Listing:
%%

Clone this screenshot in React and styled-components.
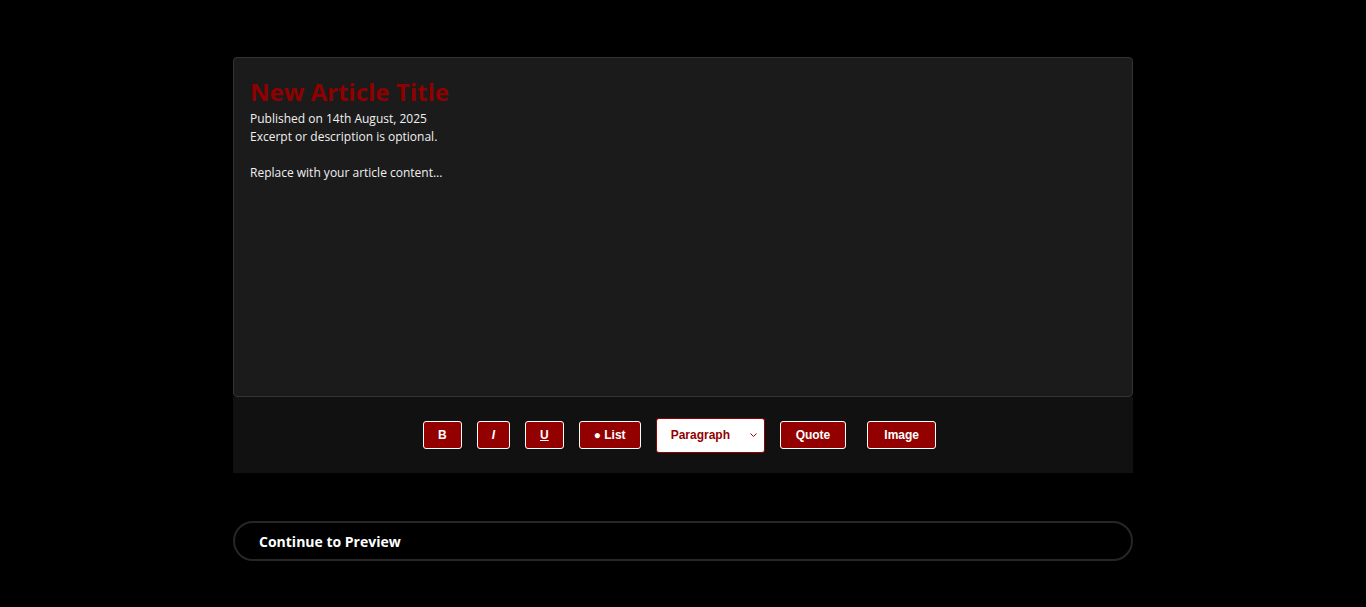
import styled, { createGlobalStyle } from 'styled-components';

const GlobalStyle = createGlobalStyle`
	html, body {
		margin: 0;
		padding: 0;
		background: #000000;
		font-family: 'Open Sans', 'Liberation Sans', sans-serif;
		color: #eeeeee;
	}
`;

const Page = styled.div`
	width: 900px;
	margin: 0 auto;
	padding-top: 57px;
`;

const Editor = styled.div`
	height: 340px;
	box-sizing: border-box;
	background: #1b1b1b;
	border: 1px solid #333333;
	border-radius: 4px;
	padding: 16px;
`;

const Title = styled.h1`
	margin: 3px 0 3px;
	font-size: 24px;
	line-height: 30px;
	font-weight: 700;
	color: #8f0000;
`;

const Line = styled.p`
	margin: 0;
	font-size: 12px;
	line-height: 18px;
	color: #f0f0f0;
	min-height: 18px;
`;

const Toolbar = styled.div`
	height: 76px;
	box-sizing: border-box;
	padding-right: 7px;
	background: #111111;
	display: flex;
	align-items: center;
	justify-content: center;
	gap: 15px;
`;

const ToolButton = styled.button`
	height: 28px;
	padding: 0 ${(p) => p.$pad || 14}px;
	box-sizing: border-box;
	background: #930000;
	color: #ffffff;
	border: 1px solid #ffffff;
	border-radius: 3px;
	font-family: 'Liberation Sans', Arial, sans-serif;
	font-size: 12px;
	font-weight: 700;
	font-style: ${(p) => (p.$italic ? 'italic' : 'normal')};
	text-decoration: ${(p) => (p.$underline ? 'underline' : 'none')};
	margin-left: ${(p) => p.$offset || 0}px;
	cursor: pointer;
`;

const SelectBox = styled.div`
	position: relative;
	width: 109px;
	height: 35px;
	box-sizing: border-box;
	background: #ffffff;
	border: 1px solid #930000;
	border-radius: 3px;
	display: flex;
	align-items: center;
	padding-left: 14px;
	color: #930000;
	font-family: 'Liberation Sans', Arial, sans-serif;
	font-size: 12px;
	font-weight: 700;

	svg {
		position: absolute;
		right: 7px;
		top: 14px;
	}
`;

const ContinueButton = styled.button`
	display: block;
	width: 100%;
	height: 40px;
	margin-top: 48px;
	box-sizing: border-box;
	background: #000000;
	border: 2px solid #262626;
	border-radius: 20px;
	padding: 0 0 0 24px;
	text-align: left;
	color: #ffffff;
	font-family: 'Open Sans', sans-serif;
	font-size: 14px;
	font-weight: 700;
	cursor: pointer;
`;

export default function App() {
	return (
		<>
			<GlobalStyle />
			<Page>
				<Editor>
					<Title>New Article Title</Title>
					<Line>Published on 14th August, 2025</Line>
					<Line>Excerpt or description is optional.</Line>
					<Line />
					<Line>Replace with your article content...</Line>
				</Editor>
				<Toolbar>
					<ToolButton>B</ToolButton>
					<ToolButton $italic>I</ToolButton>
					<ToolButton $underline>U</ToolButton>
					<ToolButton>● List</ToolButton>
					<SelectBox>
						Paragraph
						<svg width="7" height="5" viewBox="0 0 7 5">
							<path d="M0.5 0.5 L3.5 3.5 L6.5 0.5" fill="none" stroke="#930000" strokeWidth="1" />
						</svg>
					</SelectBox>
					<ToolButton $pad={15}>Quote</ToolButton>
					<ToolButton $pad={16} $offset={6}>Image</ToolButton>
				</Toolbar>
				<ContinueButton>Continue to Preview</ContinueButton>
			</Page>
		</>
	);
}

%%
%%

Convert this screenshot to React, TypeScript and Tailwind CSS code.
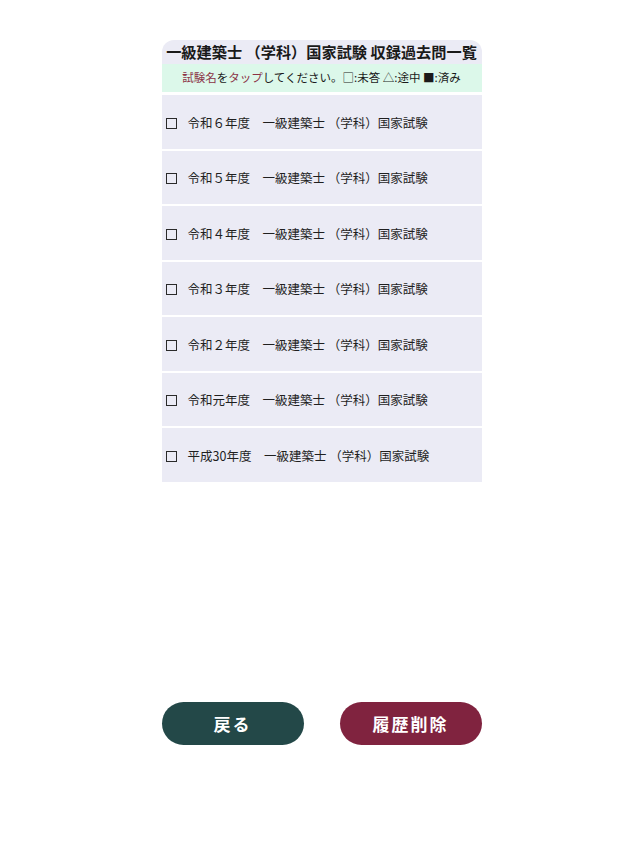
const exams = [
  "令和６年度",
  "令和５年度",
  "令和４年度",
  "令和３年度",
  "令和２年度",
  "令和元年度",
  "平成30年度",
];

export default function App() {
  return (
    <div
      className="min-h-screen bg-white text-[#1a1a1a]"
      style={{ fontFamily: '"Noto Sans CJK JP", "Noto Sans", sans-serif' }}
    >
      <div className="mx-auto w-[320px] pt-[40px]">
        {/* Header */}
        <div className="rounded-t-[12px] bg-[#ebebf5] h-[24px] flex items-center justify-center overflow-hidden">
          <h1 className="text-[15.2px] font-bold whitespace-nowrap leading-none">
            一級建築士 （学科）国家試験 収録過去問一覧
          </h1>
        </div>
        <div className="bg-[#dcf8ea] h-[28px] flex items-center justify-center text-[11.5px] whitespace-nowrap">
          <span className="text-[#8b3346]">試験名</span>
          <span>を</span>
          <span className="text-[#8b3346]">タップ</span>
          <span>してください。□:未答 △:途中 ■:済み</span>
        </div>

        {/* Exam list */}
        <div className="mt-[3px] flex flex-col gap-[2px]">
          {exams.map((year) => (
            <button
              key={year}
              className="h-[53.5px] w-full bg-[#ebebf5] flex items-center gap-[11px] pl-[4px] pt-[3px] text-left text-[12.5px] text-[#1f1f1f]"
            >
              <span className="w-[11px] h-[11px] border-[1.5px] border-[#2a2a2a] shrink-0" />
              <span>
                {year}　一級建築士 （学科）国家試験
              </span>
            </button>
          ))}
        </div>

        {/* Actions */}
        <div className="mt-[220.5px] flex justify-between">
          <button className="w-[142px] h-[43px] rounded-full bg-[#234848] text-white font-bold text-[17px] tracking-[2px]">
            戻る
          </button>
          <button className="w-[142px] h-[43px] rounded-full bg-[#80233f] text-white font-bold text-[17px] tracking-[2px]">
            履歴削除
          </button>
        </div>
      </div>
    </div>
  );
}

%%

Given task: Report only the number of lines that hold the string "screenshot" in this listing.

Complete response: 2